The initial drift towards migrating some good old batch processes has not faded yet. It’s ok to do that if there is constant focus on real-time components as well. Most migrations are to keep the existing process as is, only on newer tech — Example migrating a overnight mainframe job to a overnight Hadoop job. Nobody has the time to think — “Well, does this job need to be overnight? Can we deliver this data sooner? Will that add more value to the business?”

Solution: Real-time data can be used for batch but batched data cannot be used real-time. Hence, the focus should be on the real-time aspect of the data factory because it can serve both real-time and batch processes. A publish-subscribe pattern needs to be established. This will help enable data being provided as a service rather than a nightly job.

Not serving high priority customers

Creating data for data scientist who might use the data in a year or so is cool, but what about customers who need the data right now? Provisioning data for users who might/might not use the data is a stupid idea. There are lot of customers who need data right away from the platform for their immediate business need.

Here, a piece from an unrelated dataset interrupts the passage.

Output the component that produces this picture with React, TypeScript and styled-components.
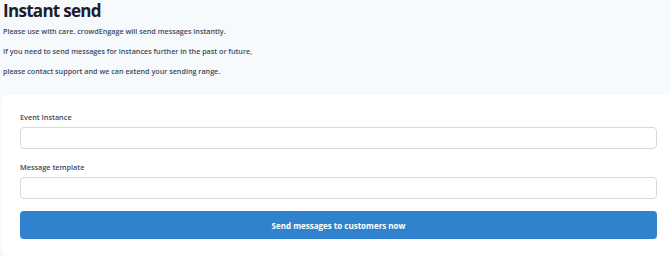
import React, { useState } from 'react';
import styled, { createGlobalStyle } from 'styled-components';

const GlobalStyle = createGlobalStyle`
  html, body {
    margin: 0;
    padding: 0;
    background: #f7fafc;
    overflow: hidden;
    font-family: "Open Sans", "Noto Sans", sans-serif;
  }
  * { box-sizing: border-box; }
`;

const Page = styled.div`
  width: 670px;
  height: 256px;
  display: flex;
  flex-direction: column;
`;

const Intro = styled.div`
  padding: 0 0 0 3px;
  height: 95px;
`;

const Heading = styled.h1`
  margin: 0;
  font-size: 17px;
  line-height: 21px;
  font-weight: 700;
  letter-spacing: -0.7px;
  color: #1a202c;
`;

const Note = styled.p`
  margin: 0;
  font-size: 7.2px;
  line-height: 20px;
  font-weight: 600;
  color: #3f4a5c;
`;

const Card = styled.div`
  margin-left: 2px;
  flex: 1;
  background: #ffffff;
  border-radius: 6px 0 0 6px;
  padding: 14px 13px 14px 18px;
  display: flex;
  flex-direction: column;
`;

const Field = styled.div<{ $gap: number }>`
  display: flex;
  flex-direction: column;
  margin-bottom: ${(p) => p.$gap}px;
`;

const Label = styled.label`
  font-size: 7.3px;
  line-height: 16px;
  font-weight: 600;
  color: #3f4a5c;
  margin-bottom: 2px;
`;

const Input = styled.input`
  width: 100%;
  height: 22px;
  border: 1px solid #d3dae3;
  border-radius: 4px;
  background: #fff;
  outline: none;
  font-family: inherit;
`;

const SendButton = styled.button`
  width: 100%;
  height: 28px;
  border: none;
  border-radius: 4px;
  background: #3182ce;
  color: #ffffff;
  font-family: inherit;
  font-size: 8px;
  font-weight: 700;
  cursor: pointer;
`;

export default function App() {
  const [instance, setInstance] = useState('');
  const [template, setTemplate] = useState('');

  return (
    <Page>
      <GlobalStyle />
      <Intro>
        <Heading>Instant send</Heading>
        <Note>Please use with care. crowdEngage will send messages instantly.</Note>
        <Note>If you need to send messages for instances further in the past or future,</Note>
        <Note>please contact support and we can extend your sending range.</Note>
      </Intro>
      <Card>
        <Field $gap={10}>
          <Label htmlFor="instance">Event Instance</Label>
          <Input id="instance" value={instance} onChange={(e) => setInstance(e.target.value)} />
        </Field>
        <Field $gap={12}>
          <Label htmlFor="template">Message template</Label>
          <Input id="template" value={template} onChange={(e) => setTemplate(e.target.value)} />
        </Field>
        <SendButton>Send messages to customers now</SendButton>
      </Card>
    </Page>
  );
}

Solution: Planning should be first come first serve for users who need the data right now and realigning future users based on their expected timeline. This will help serve our customers who need data right now, without forgetting the users of the future.

Change — There, I said it!

Change is difficult. Nobody wants to change anything because they are scared that it may cause them to fail. This is THE mindset change I talked about earlier. The thing that they do not understand is that — they were never succeeding in the first place, so this might be a welcome change that will actually work.

Solution: Create an environment were “fail” is not a frowned word. It is better to fail fast and learn a million wrong ways to not do something rather than try to build something perfect the first time. I don’t want to state the obvious “Edison and the light bulb” example, but you get the idea.

By following these 10 points, you might be on your way to building a much successful data platform for the future.